I made it to Thanjavur to go and see some of the architecture there. It has some nice temples, palaces and art gallerys too. It was a bit of a trek finding my hotel as I was sent in completely the wrong direction by the local traffic policemen - I must remember never to ask them anything traffic related! However, I really enjoyed the temples, which have fantastic sculptures of the various gods. The temples here often have lingams in the centre and it took me a while to realise that these are phallic representations. However, the temple in Thanjavur has a massive lingam with eyes and a smiley face and they put flowers around it too. It looked like a Mr Blobby and I found it difficult not to laugh at everyone praying seriously to it.
I then went to Pondicherry, which was the only part of India to be colonised by the French. It is strange to sit in cafe's there eating croissants and drinking coffee hearing the local Indians speaking in french. I ate some good pastries, cakes etc there as it is not often such opportunities come up here. My hotel was a faded three hundred year old colonial building and I think it probably has not been decorated or had the furniture changed since it opened. My single bed had high wooden sides almost like a cot and was not much bigger. Considering I am only five feet four inches, I had to lie diagonally to fit in it! However, it did have that authentic gallic charm with a slightly run down drinking den underneath it that I am sure has seen plenty of interesting things over the years.
There is not a huge amount to do in Pondicherry apart from eat and go and seen the ashrams. The town is pretty much owned by a local ashram called Auroville. I went to see their main ashram in the town where crowds of locals and westerners were sitting next to the shrine of the dead founder of the ashram - many of whom were crying. He died about twenty years ago, but his house has been kept intact with his sofa and coffee table where he used to relax with his friends.
I also visited their huge ashram on the outskirts of town which is really strange. The residents all wear white clothes and then main shrine looks like a huge golden golf ball in the middle of a field. It was like something out of a science fiction film. I had made the mistake of booking a government city tour to go there as it was a cheap way of doing it. However, never again... It started half an hour late, then took us to a village where the staff must come from, you were then encouraged to buy loads of rubbish from there and finally we arrived at Auroville at 4.50pm. The guide announced that it was shutting at 5pm and we would have to go 'with speed' to see it. So we ran through the grounds, took a photo and tried to listen to the Ashram guide deliver his half hour talk in five minutes flat.

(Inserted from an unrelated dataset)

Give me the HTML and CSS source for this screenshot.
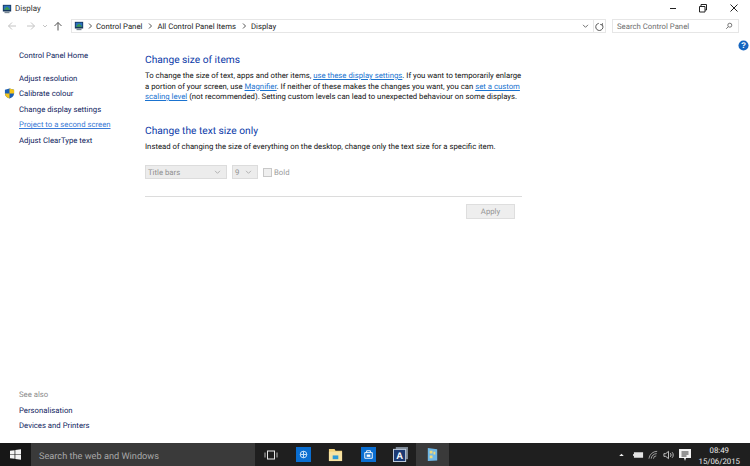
FILE: index.html

```html
<!DOCTYPE html>
<html lang="en">
<head>
<meta charset="UTF-8">
<meta name="viewport" content="width=device-width, initial-scale=1.0">
<title>Display</title>
<link rel="stylesheet" href="styles.css">
</head>
<body>

<div class="window">
    <div class="titlebar">
        <div class="title">
            <svg class="app-icon" viewBox="0 0 12 12"><rect x="1" y="1" width="10" height="8" fill="#17375e"/><rect x="2" y="2" width="8" height="5" fill="#2a6fc0"/><path d="M2 7L6 3l4 4z" fill="#3f9a4a"/><rect x="3" y="9" width="6" height="2" fill="#7a8794"/></svg>
            <span>Display</span>
        </div>
        <div class="win-controls">
            <svg viewBox="0 0 10 10"><path d="M3 5.5h6" stroke="#222" fill="none"/></svg>
            <svg viewBox="0 0 10 10"><path d="M1.500 3.500h5.500v5.500h-5.500zM3 3.500v-2h5.500v5.500h-1.500" stroke="#222" fill="none"/></svg>
            <svg viewBox="0 0 10 10"><path d="M1.500 1.500l7 7M8.500 1.500l-7 7" stroke="#222" fill="none"/></svg>
        </div>
    </div>

    <div class="navbar">
        <div class="nav-arrows">
            <svg class="arrow" viewBox="0 0 10 10"><path d="M9 5H1.500M5 1.500L1.500 5 5 8.500" stroke="#c4c4c4" fill="none"/></svg>
            <svg class="arrow" viewBox="0 0 10 10"><path d="M1 5h7.500M5 1.500L8.500 5 5 8.500" stroke="#c4c4c4" fill="none"/></svg>
            <svg class="arrow-small" viewBox="0 0 6 6"><path d="M1 2l2 2 2-2" stroke="#c4c4c4" fill="none"/></svg>
            <svg class="arrow" viewBox="0 0 10 10"><path d="M5 9.500V1.500M1.500 5L5 1.500 8.500 5" stroke="#555" fill="none"/></svg>
        </div>
        <div class="address">
            <svg class="app-icon" viewBox="0 0 12 12"><rect x="1" y="1" width="10" height="8" fill="#17375e"/><rect x="2" y="2" width="8" height="5" fill="#2a6fc0"/><path d="M2 7L6 3l4 4z" fill="#3f9a4a"/><rect x="3" y="9" width="6" height="2" fill="#7a8794"/></svg>
            <svg class="crumb-sep first-sep" viewBox="0 0 4 6"><path d="M1 .5L3.500 3 1 5.500" stroke="#555" fill="none"/></svg>
            <span>Control Panel</span>
            <svg class="crumb-sep" viewBox="0 0 4 6"><path d="M1 .5L3.500 3 1 5.500" stroke="#555" fill="none"/></svg>
            <span>All Control Panel Items</span>
            <svg class="crumb-sep" viewBox="0 0 4 6"><path d="M1 .5L3.500 3 1 5.500" stroke="#555" fill="none"/></svg>
            <span>Display</span>
            <svg class="addr-drop" viewBox="0 0 8 6"><path d="M1 1l3 3 3-3" stroke="#555" fill="none"/></svg>
        </div>
        <div class="refresh">
            <svg viewBox="0 0 10 10"><path d="M3 2a4 4 0 1 0 4 0M7 0.500v2h-2" stroke="#555" fill="none" transform="rotate(20 5 5)"/></svg>
        </div>
        <div class="search">
            <span>Search Control Panel</span>
            <svg viewBox="0 0 10 10"><circle cx="6" cy="4" r="2.500" stroke="#555" fill="none"/><path d="M4 6L1.500 8.500" stroke="#555" fill="none"/></svg>
        </div>
    </div>

    <div class="body-row">
        <aside class="sidebar">
            <div>
                <a class="side-link home-link">Control Panel Home</a>
                <a class="side-link">Adjust resolution</a>
                <a class="side-link shield-link">
                    <svg class="shield" viewBox="0 0 12 12"><path d="M6 .5L11 2v4c0 3-2.500 4.500-5 5.500C3.500 10.500 1 9 1 6V2z" fill="#1c5fb4"/><path d="M6 .5L11 2v4H6zM6 6v5.500C3.500 10.500 1 9 1 6z" fill="#f5c518"/></svg>
                    Calibrate colour
                </a>
                <a class="side-link">Change display settings</a>
                <a class="side-link hover-link">Project to a second screen</a>
                <a class="side-link">Adjust ClearType text</a>
            </div>
            <div>
                <div class="see-also">See also</div>
                <a class="side-link">Personalisation</a>
                <a class="side-link">Devices and Printers</a>
            </div>
        </aside>

        <main class="content">
            <h2>Change size of items</h2>
            <p>To change the size of text, apps and other items, <a>use these display settings</a>. If you want to temporarily enlarge<br>a portion of your screen, use <a>Magnifier</a>. If neither of these makes the changes you want, you can <a>set a custom</a><br><a>scaling level</a> (not recommended). Setting custom levels can lead to unexpected behaviour on some displays.</p>

            <h2 class="second">Change the text size only</h2>
            <p>Instead of changing the size of everything on the desktop, change only the text size for a specific item.</p>

            <div class="controls">
                <div class="select item-select"><span>Title bars</span><svg viewBox="0 0 8 6"><path d="M1 1l3 3 3-3" stroke="#a8a8a8" fill="none"/></svg></div>
                <div class="select size-select"><span>9</span><svg viewBox="0 0 8 6"><path d="M1 1l3 3 3-3" stroke="#a8a8a8" fill="none"/></svg></div>
                <span class="checkbox"></span>
                <span class="bold-label">Bold</span>
            </div>

            <div class="rule"></div>
            <div class="apply-row"><div class="apply">Apply</div></div>
        </main>

        <svg class="help" viewBox="0 0 12 12"><circle cx="6" cy="6" r="5.500" fill="#1565c0"/><text x="6" y="9.200" text-anchor="middle" font-size="9" font-weight="700" fill="#fff" font-family="Liberation Sans, sans-serif">?</text></svg>
    </div>
</div>

<footer class="taskbar">
    <div class="start">
        <svg viewBox="0 0 12 12"><path d="M0 2l5-.7v4.400H0zM5.800 1.200L12 .3v5.400H5.800zM0 6.300h5v4.400l-5-.7zM5.800 6.300H12v5.400l-6.200-.9z" fill="#f2f2f2"/></svg>
    </div>
    <div class="cortana">Search the web and Windows</div>
    <div class="task-icons">
        <div class="task-slot">
            <svg class="task-view" viewBox="0 0 14 10"><rect x="3.500" y="1" width="7" height="8" stroke="#e8e8e8" fill="none"/><path d="M1 2.500v5M13 2.500v5" stroke="#bbb" fill="none"/></svg>
        </div>
        <div class="task-slot">
            <svg viewBox="0 0 16 16"><rect width="16" height="16" fill="#0a6ed1"/><circle cx="8" cy="8" r="3.500" stroke="#cfe4fa" fill="none"/><path d="M4.500 8h7M8 4.500v7" stroke="#cfe4fa" fill="none"/></svg>
        </div>
        <div class="task-slot">
            <svg viewBox="0 0 16 16"><path d="M1 2h6l1 2h7v11H1z" fill="#f3d27a"/><rect x="1" y="5" width="14" height="10" fill="#f8e3a2"/><rect x="5" y="9" width="6" height="4" fill="#2f9bd8"/></svg>
        </div>
        <div class="task-slot">
            <svg viewBox="0 0 16 16"><rect width="16" height="16" fill="#0a6ed1"/><path d="M4 6h8v6H4zM6 6V4h4v2" stroke="#fff" fill="none"/><rect x="6" y="8" width="4" height="2.500" fill="#fff"/></svg>
        </div>
        <div class="task-slot">
            <svg viewBox="0 0 16 16"><rect x="3" y="0" width="13" height="13" fill="#7c8794"/><rect x="0.500" y="2.500" width="13" height="13" fill="#1c3a73" stroke="#c7d3e3"/><text x="7" y="12.500" text-anchor="middle" font-size="10" font-weight="700" fill="#fff" font-family="Liberation Sans, sans-serif">A</text></svg>
        </div>
        <div class="task-slot active-slot">
            <svg viewBox="0 0 16 16"><path d="M3 1l10 1.500v12L3 15z" fill="#6fb7e6"/><path d="M5 4h3v3H5zM9 5h2v3H9zM5 9h3v3H5z" fill="#f0d878"/></svg>
        </div>
    </div>
    <div class="tray">
        <svg class="tray-up" viewBox="0 0 6 4"><path d="M0 4l3-3 3 3z" fill="#eee"/></svg>
        <svg class="tray-icon" viewBox="0 0 12 8"><rect x="1" y="1" width="10" height="6" fill="#e4e4e4"/><rect y="3" width="1" height="2" fill="#e4e4e4"/></svg>
        <svg class="tray-icon" viewBox="0 0 12 10"><path d="M1 9a9 9 0 0 1 9-8M3.500 9a6 6 0 0 1 6-5.500M6 9a3 3 0 0 1 3-3" stroke="#aaa" fill="none"/></svg>
        <svg class="tray-icon" viewBox="0 0 12 10"><path d="M1 3.500h2l3-2.500v8L3 6.500H1zM8 3c1 1 1 3 0 4M10 2c1.500 1.500 1.500 4.500 0 6" stroke="#ccc" fill="none"/></svg>
        <svg class="tray-note" viewBox="0 0 12 12"><path d="M0 0h12v9H7l-1 3-1-3H0z" fill="#f2f2f2"/><path d="M2.500 3h7M2.500 5h7M2.500 7h5" stroke="#333" fill="none"/></svg>
        <div class="clock"><div>08:49</div><div>15/06/2015</div></div>
    </div>
</footer>

</body>
</html>
```

FILE: styles.css

```css
body { margin: 0; display: flex; flex-direction: column; height: 466px; overflow: hidden; background: #fff; font-family: 'Roboto', sans-serif; font-size: 7.75px; color: #1a1a1a; text-rendering: geometricPrecision; }
svg { display: block; }

.window { flex: 1; display: flex; flex-direction: column; min-height: 0; }

.titlebar { height: 16px; display: flex; justify-content: space-between; align-items: center; }
.title { display: flex; align-items: center; gap: 3px; padding-left: 2px; margin-top: 1px; color: #333; font-size: 8px; }
.app-icon { width: 10px; height: 10px; flex: none; }
.win-controls { display: flex; gap: 21px; padding-right: 11px; }
.win-controls svg { width: 10px; height: 10px; }

.navbar { height: 16px; margin-top: 2px; display: flex; align-items: center; }
.nav-arrows { display: flex; align-items: center; width: 71px; padding-left: 7px; box-sizing: border-box; }
.arrow { width: 10px; height: 10px; flex: none; }
.nav-arrows .arrow:nth-child(2) { margin-left: 9px; }
.arrow-small { width: 6px; height: 6px; margin: 0 5px 0 6px; }
.address { width: 523px; height: 14px; box-sizing: border-box; border: 1px solid #e6e6e6; display: flex; align-items: center; gap: 4px; padding-left: 2px; color: #222; }
.crumb-sep { width: 4px; height: 6px; margin: 0 1.5px; flex: none; }
.first-sep { margin: 0; }
.addr-drop { width: 7px; height: 5px; margin-left: auto; margin-right: 4px; }
.refresh { width: 12px; height: 14px; box-sizing: border-box; border: 1px solid #e6e6e6; border-left: 0; display: flex; align-items: center; justify-content: center; flex: none; }
.refresh svg { width: 9px; height: 9px; }
.search { width: 127px; height: 14px; box-sizing: border-box; margin-left: 6px; border: 1px solid #e6e6e6; display: flex; align-items: center; justify-content: space-between; padding: 0 5px 0 4px; color: #6d6d6d; flex: none; }
.search svg { width: 8px; height: 8px; }

.body-row { flex: 1; display: flex; min-height: 0; position: relative; }

.sidebar { width: 145px; flex: none; box-sizing: border-box; padding: 13.5px 0 9px 19px; display: flex; flex-direction: column; justify-content: space-between; }
.side-link { display: block; height: 15.6px; line-height: 15.6px; color: #10245e; white-space: nowrap; }
.home-link { margin-bottom: 7.5px; }
.shield-link { position: relative; }
.shield { position: absolute; left: -15px; top: 2px; width: 11px; height: 11px; }
.hover-link { color: #3a7ad6; text-decoration: underline; }
.see-also { height: 15.6px; line-height: 15.6px; color: #8a8a8a; }

.content { width: 377px; padding-top: 19px; }
h2 { margin: 0 0 2px; font-size: 10.2px; line-height: 16px; font-weight: 400; color: #0c3aa8; }
h2.second { margin-top: 21px; }
p { margin: 0; line-height: 10.5px; color: #111; white-space: nowrap; }
p a { color: #1a73d0; text-decoration: underline; }

.controls { display: flex; align-items: center; margin-top: 13px; color: #9a9a9a; }
.select { height: 14px; box-sizing: border-box; background: #ececec; border: 1px solid #dcdcdc; display: flex; align-items: center; justify-content: space-between; padding: 0 5px 0 2px; color: #8f8f8f; }
.select svg { width: 7px; height: 5px; }
.item-select { width: 82px; }
.size-select { width: 26px; margin-left: 5px; }
.checkbox { width: 9px; height: 9px; box-sizing: border-box; background: #efefef; border: 1px solid #c8c8c8; margin-left: 5px; }
.bold-label { margin-left: 2px; }

.rule { height: 1px; background: #dcdcdc; margin-top: 17px; }
.apply-row { display: flex; justify-content: flex-end; padding-right: 7px; margin-top: 7px; }
.apply { width: 49px; height: 15px; box-sizing: border-box; background: #eeeeee; border: 1px solid #dedede; color: #959595; text-align: center; line-height: 13px; }

.help { position: absolute; right: 1px; top: 6px; width: 11px; height: 11px; }

.taskbar { height: 23px; flex: none; background: #1f1f1f; display: flex; align-items: stretch; color: #eee; }
.start { width: 31px; background: #171717; display: flex; align-items: center; justify-content: center; }
.start svg { width: 11px; height: 11px; }
.cortana { width: 224px; background: #3a3a3a; color: #a8a8a8; font-size: 9.2px; line-height: 27px; padding-left: 8px; box-sizing: border-box; }
.task-icons { display: flex; }
.task-slot { width: 32.3px; display: flex; align-items: center; justify-content: center; }
.task-slot svg { width: 15px; height: 15px; }
.task-slot .task-view { width: 14px; height: 10px; }
.active-slot { background: #3a3a3a; }
.tray { margin-left: auto; display: flex; align-items: center; padding-right: 10px; }
.tray-up { width: 5px; height: 3px; margin-right: 9px; }
.tray-icon { width: 11px; height: 10px; margin-right: 4px; }
.tray-note { width: 12px; height: 12px; margin: 0 8px 0 1px; }
.clock { text-align: center; font-size: 7.8px; line-height: 11px; padding-top: 2px; }
```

It sounded like a horse racing commentary and he nearly passed out from lack of oxygen at the end, before saying 'you must leave...now'.
I then travelled to a village called Mamallapuram which is quite a laid back traveller haunt ie. has places to do yoga, you can get food from anywhere around the world and is next to a beach. It also has some nice temples and sculptures in the rocks there and the village prides itself on having the best sculptors in India. You can constantly hear the tapping of their chisels on the pieces of rock they are working on. Most of the sculptures are in a wooded area near the village and you have to climb over rocks to reach some of them. Some have interesting names such as Krishna's butter ball and others are very elaborate scenes of elephants, dwarves, gods etc. You have to negotiate your way through the local monkey mafia who obviously don't like people coming onto their patch and terrorise the visitors by stealing their bags, food and drink. I saw one monkey down a full bottle of fanta that it had stolen.
I travelled up to Chennai for a day before catching a plane to the Andaman Islands. It was quite nice to be in a city again and I made the most of it, eg. having nice coffee in air conditioned cafes and visiting art gallerys and museums. I had a strange experience there when I went to buy a train ticket as the queue was enormous and it was only after a while that I realised it also snaked its way around the waiting room too. Therefore, as you got to the end of the standing queue, you then had to join the sitting queue and move one seat at a time until you got to the front. This was like a cross between a mexican wave and musical chairs as it rippled around the room and then people clung onto their seat until they ensured that the one ahead would be free.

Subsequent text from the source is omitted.